Ironically, Facebook – to a much greater degree than the other social media giants – does grave damage to another First Amendment guarantee: freedom of the press. In fact, Facebook is one of several web-era creations that together threaten the future of local journalism.
A decade ago, Craigslist destroyed the classified advertising business that long served as one of print journalism's lifelines.
Amazon is in the process of destroying the department stores that long served as one of any local newspaper's biggest advertisers.
And Facebook's pages are filled with the news articles that local newspapers still produce despite a dwindling revenue stream. Those local stories have turned Facebook into the main news source for many Americans – meaning it's a reason fewer people are subscribing to newspapers, figuring they can get the news online.
And what does Facebook pay for all those New York Times exposes, all those Washington Post columns, and yes, all those Buffalo News stories? Nothing. Not one thin dime.
In fact, it does just the opposite. It asks journalists to "promote" their posts, for a price.
Meantime, as my former boss Margaret Sullivan so aptly demonstrates here, local journalism is in a crisis, one that's ripping at the bonds that bring communities together. Worse still, a fascinating recent study showed that less journalism means worse government, which translates to higher costs for taxpayers.
So what can Facebook do about this? As the largest and richest social media platform, it can start paying just a little for journalism content.
There's already a precedent for this. Facebook earlier this year signed licensing deals with the three largest record labels, meaning recording artists will start getting royalties when fans create videos of their songs and share them online.
Of course, figuring out a way to reward newspapers and other news websites for content shared on Facebook would be infinitely more complicated, just because there are thousands of such news sites.
But here's an idea: Facebook could steer a small percentage of its gigantic profits into a new news foundation, which, in turn, would parcel out grants to local news organizations that apply for funding.
Now this would likely start out small, but the money would grow as Facebook grew.
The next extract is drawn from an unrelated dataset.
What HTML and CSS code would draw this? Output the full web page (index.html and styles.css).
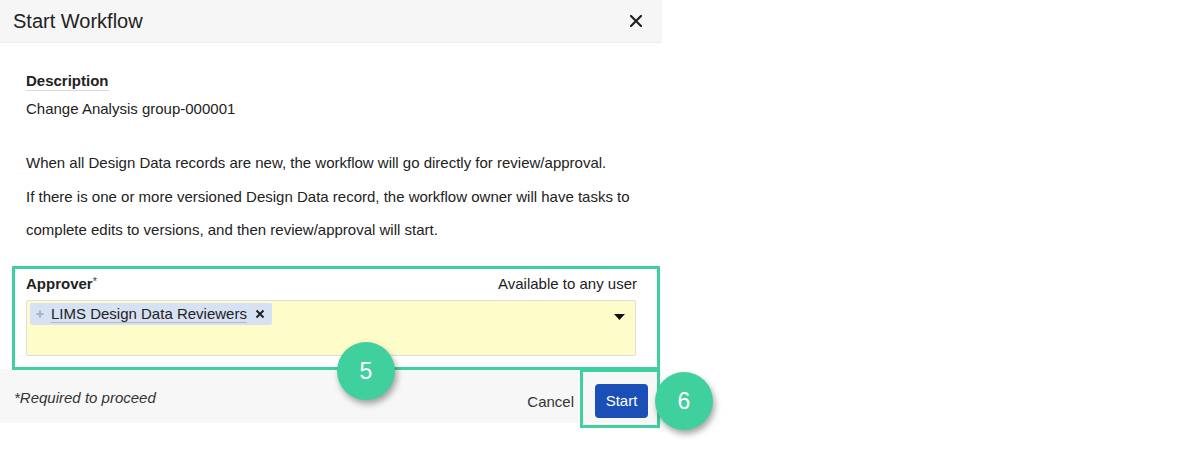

And who knows? Maybe Craigslist, Amazon, Apple, Google and YouTube could pitch into this new nonprofit, too, giving it ever greater reach.
If such a foundation were to be established, it would have to be operationally independent of Facebook. Zuckerberg couldn't serve on the board: only esteemed retired journalists and news executives could, just to make sure those grants didn't reward publications that boosted Facebook and shun outlets that criticize it.
This would really be a gigantic revving up of the Facebook Journalism Project, which features "collaborative development of news products" and journalism training and the like.
The Facebook Journalism Project is so small-scale that it feels like face-saving at a time when Facebook is enmeshed in controversy over privacy issues.
But if Zuckerberg really wants to save face, he might want to consider genuinely investing in local journalism in a big-scale way by finding a way of paying back news outlets for all the content they have provided him for free for years.
And who knows? By doing so, Zuckerberg might get something he's unaccustomed to: good publicity.